While ruins have provided a provocative figuration of history, memory, and belonging within anthropology, often mediated by Walter Benjamin, Taneja’s opening chapters suggest a dimension of ruins less often brought into focus. Firoz Shah Kotla, the ruins in question, is almost shorn of light, natural or generated, and instead exists in shadows, a dark spot on an urban and ever-growing metropolis that is insistently lit. The heavy darkness that hangs over the physical ruins and the deep shadows that fringe it are nicely conveyed by Taneja as he makes his way through tunnels in the ruins to sites of gathering and worship within its various corners. They recalled for me three important texts on the neglected importance of shadows for an understanding of sensory experience, aesthetics, and divine order.

The first is Johann Wolfgang von Goethe’s “Theory of Color,” in which he writes of the color of shadow, conducting small, commonplace experiments of juxtaposing different colors and lights to show that shadows are imbued with color and that color itself has a quality of darkness. When we experience a technicolor scene we are therefore experiencing darkness and shadow. “Being related to darkness, color tends to unite with it to become visible to us in darkness and through darkness whenever given the opportunity.”

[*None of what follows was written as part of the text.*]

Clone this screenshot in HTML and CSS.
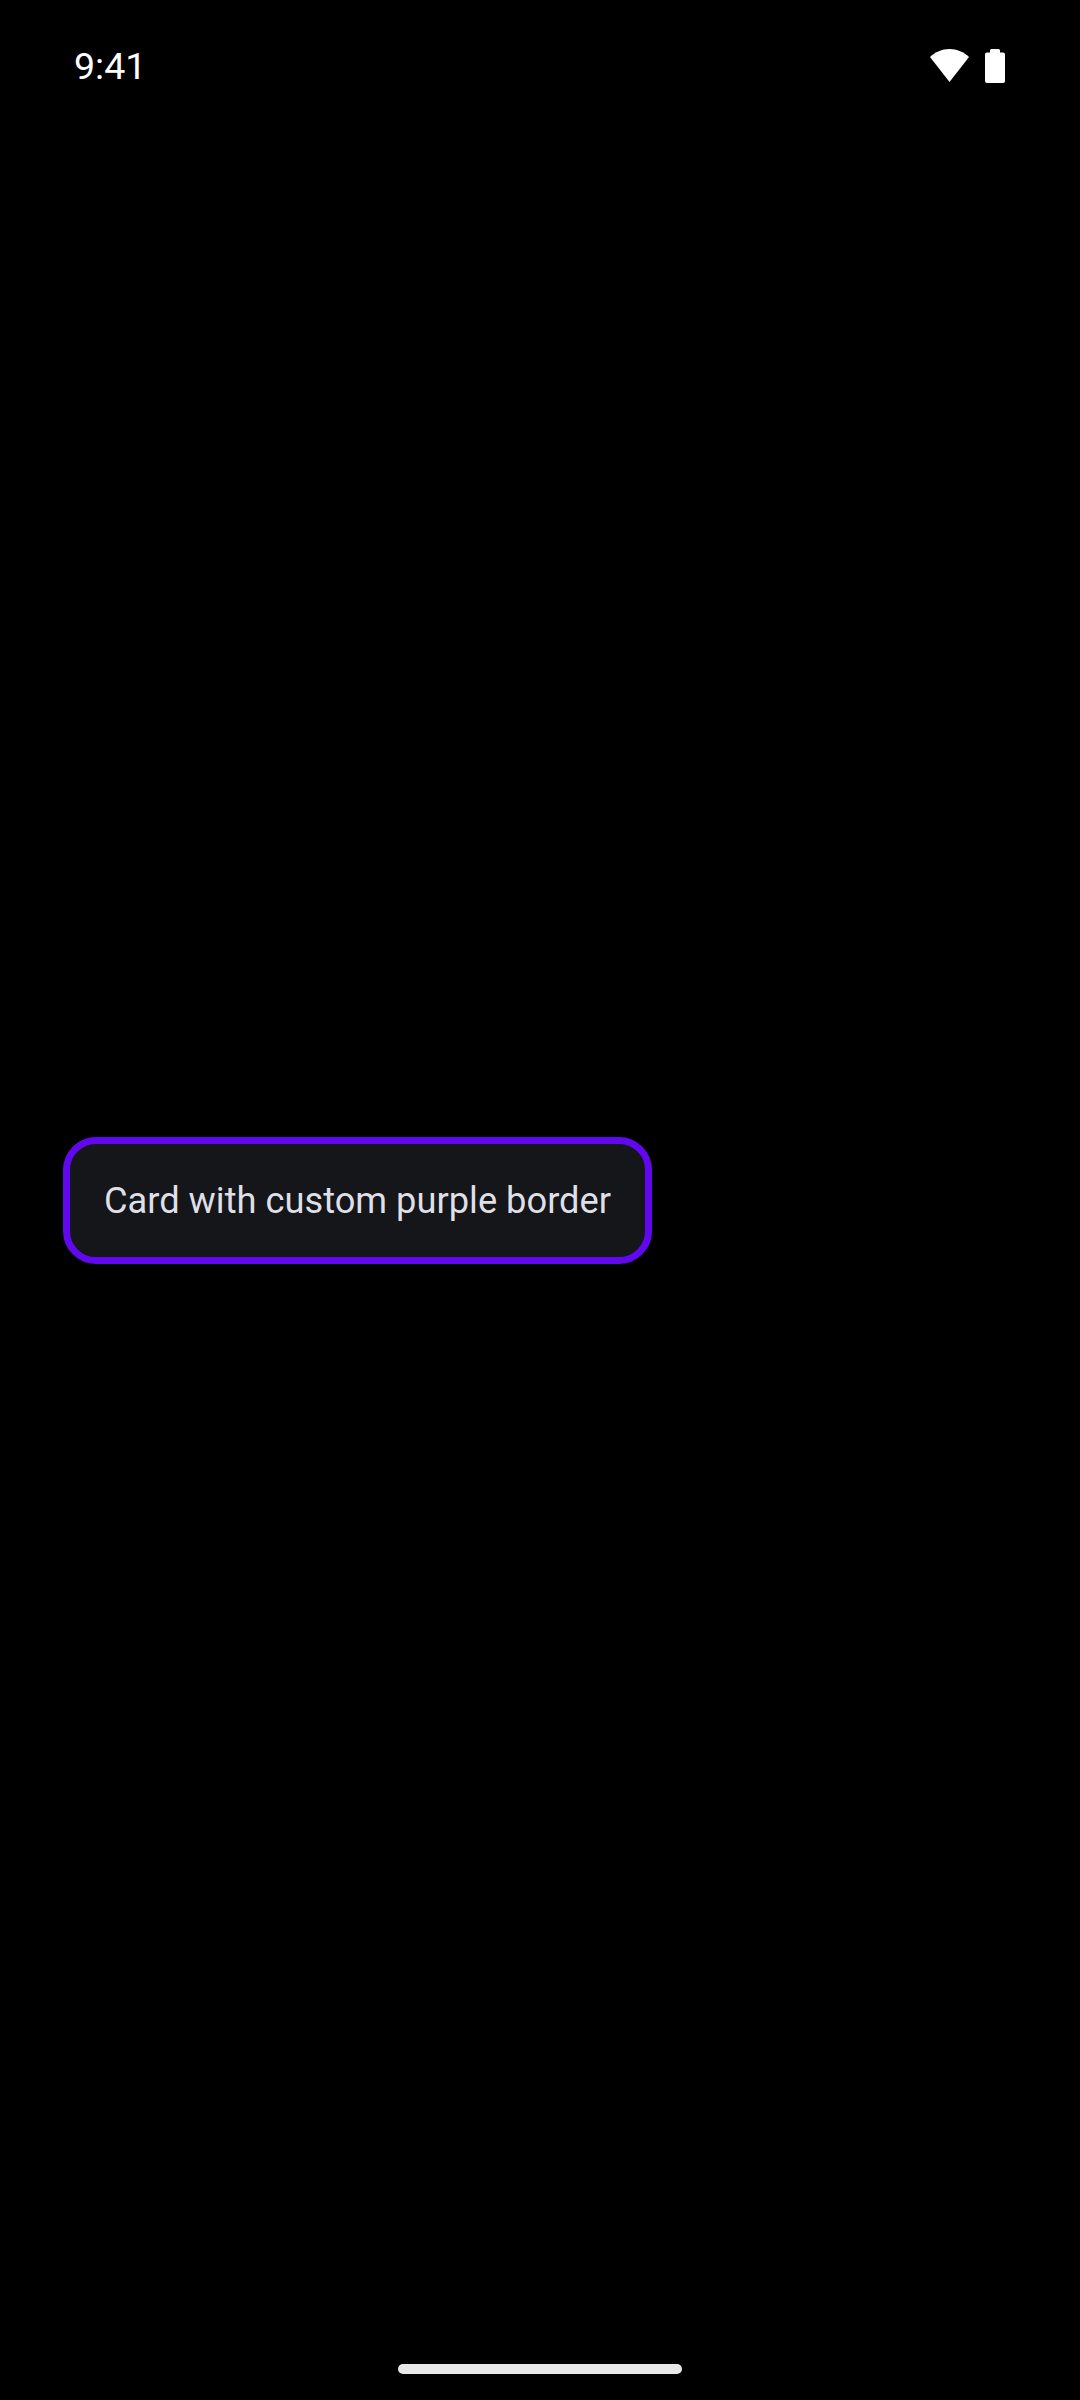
FILE: index.html
```html
<!DOCTYPE html>
<html lang="en">

<head>
    <meta charset="UTF-8">
    <meta name="viewport" content="width=device-width, initial-scale=1.0">
    <title>Card</title>
    <link rel="stylesheet" href="styles.css">
</head>

<body>
    <div class="screen">
        <header class="status-bar">
            <span class="time">9:41</span>
            <div class="status-icons">
                <svg class="wifi" viewBox="0 0 39 33" aria-hidden="true">
                    <path fill="#ffffff" d="M0 8C5 3 12 0 19.500 0S34 3 39 8L19.500 33Z" />
                </svg>
                <svg class="battery" viewBox="0 0 20 34" aria-hidden="true">
                    <path fill="#ffffff" d="M5 3.500V1.500Q5 0 6.500 0H13.500Q15 0 15 1.500V3.500H18Q20 3.500 20 5.500V32Q20 34 18 34H2Q0 34 0 32V5.500Q0 3.500 2 3.500Z" />
                </svg>
            </div>
        </header>

        <main class="content">
            <div class="card">
                <p class="card-text">Card with custom purple border</p>
            </div>
        </main>

        <footer class="nav-bar">
            <div class="nav-handle"></div>
        </footer>
    </div>
</body>

</html>
```

FILE: styles.css
```css
body {
    margin: 0;
    background-color: #000000;
    font-family: Roboto, "Liberation Sans", sans-serif;
}

.screen {
    display: flex;
    flex-direction: column;
    width: 1080px;
    height: 2400px;
}

.status-bar {
    display: flex;
    justify-content: space-between;
    align-items: flex-start;
    height: 132px;
    box-sizing: border-box;
    padding: 44px 75px 0 74px;
}

.time {
    color: #ffffff;
    font-size: 37.500px;
    line-height: 45px;
}

.status-icons {
    display: flex;
    align-items: flex-start;
    gap: 16px;
    margin-top: 5px;
}

.wifi {
    width: 39px;
    height: 33px;
}

.battery {
    width: 20px;
    height: 34px;
}

.content {
    flex: 1;
    display: flex;
    align-items: center;
    padding: 0 63px;
}

.card {
    box-sizing: border-box;
    width: 589px;
    height: 127px;
    display: flex;
    align-items: center;
    justify-content: center;
    background-color: #14161a;
    border: 7px solid #6208ee;
    border-radius: 33px;
}

.card-text {
    margin: 0;
    color: #dfdfe5;
    font-size: 36.250px;
    white-space: nowrap;
}

.nav-bar {
    display: flex;
    justify-content: center;
    align-items: flex-end;
    height: 132px;
    box-sizing: border-box;
    padding-bottom: 26px;
}

.nav-handle {
    width: 284px;
    height: 10px;
    border-radius: 5px;
    background-color: #e8e8e8;
}
```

Two centuries later, Junichiro Tanizaki would move us beyond the physiological description to an aesthetics of shadow, in which one possible account for the civilizational difference between the East and the West, he argues, lies in the East’s quotidian appreciation and elicitation of shadows: “The ‘mysterious Orient’ of which Westerners speak probably refers to the uncanny silences of these dark places. And even we as children would feel an inexpressible chill as we peered into the depths of an alcove to which the sunlight had never penetrated. Where lies the key to this mystery? Ultimately it is the magic of its shadows.”

Finally, through her analysis of the muqarnas, a form of ornamented vaulting in Islamic architecture sometimes referred to as a “honeycomb” vault, Laura Marks exposits that its anarchic interplay of light and shadow is to help with recollecting that all plenitude and absence relies upon the will of the divine.  

To what do my flights of imagination and recollections amount? They speak to an alternative approach to the Islamic tradition besides the trope of light. As anyone familiar with the textual tradition knows, there is an overwhelming emphasis on the movement from darkness to light as a way to pattern the conversion to Islam. For example, the believer is bathed in the light of God. In his essay, “The Shame and the Glory: T. E. Lawrence,” Gilles Deleuze describes the Arabian desert as awash in light: “The desert and its perception, or the perception of the Arabs in the desert, seem to pass through Goethean moments. In the beginning, there is light, but it is not yet perceived. It is instead a pure transparency, invisible, colorless, unformed, untouchable. It is the Idea, the God of the Arabs.” And the twelfth-century Muslim philosopher Suhrawardi is credited with founding the influential school of Illuminationism. But given the importance of shadows for the experience of the quotidian for Goethe and Tanizaki, or of the experience of the transcendental from within the quotidian for Marks, how might shadows help with another way to approach Muslim lives and polities, particularly in the present where Taneja’s book abides?

Jinnealogy provides three important sources for imagining a lived Islam from the perspective of shadows. First, there is the sovereign, Firoz Shah Tughlaq, who built the fortress in medieval Delhi and whose reputed cruelty belies the affection with which his ruins are currently treated and the entreaties made to him in the form of letters thrust into alcoves by visitors seeking his help. While Taneja seems a bit puzzled by the popular focus on the sovereign and the recasting of his figure from a cruel overlord to a just ruler, we have to remember that a sovereign is the shadow of God on Earth. In his Shadow and Sound: The Historical Thought of a Sumatran People, James Siegel recounts the Islamicist Ignaz Goldziher’s explication of the phrase: “as Goldziher explains it, the ‘shadow of God on earth’ is a metaphor for the government as a place of shelter to be compared with the shelter of shade in the desert….”

The second source of shadows is of course the jinns, creatures of smokeless fire who are seen as conduits between this time and that of the sovereign. Jinns are reputed to live in desolate areas, such as these ruins, where clumps of dung and soil serve as their food and the same sites serve as their homes. They domesticate the shadows for those taking shelter in the ruins.

And the third source of shadows is none other than the self of whom Taneja speaks, both relational and individual, but whose selfhood is best expressed for him as one of being acted upon, bearing the press of another. I would go so far as to name this self the unconscious and to say that the ruins draw visitors by making itself the inner rendered as the outer. Thus traversing the ruins is a traversal of one’s inner self, otherwise hidden to oneself.

I do not have space here to explore the ramifications of these three sources of shadows and their overlapping within the ruins. So I will end by saying that I had been puzzled about the claims upon the ecological in the subtitle to the book but this latticework of shadows ultimately provided me with a wonderful image for the Islamic ecological.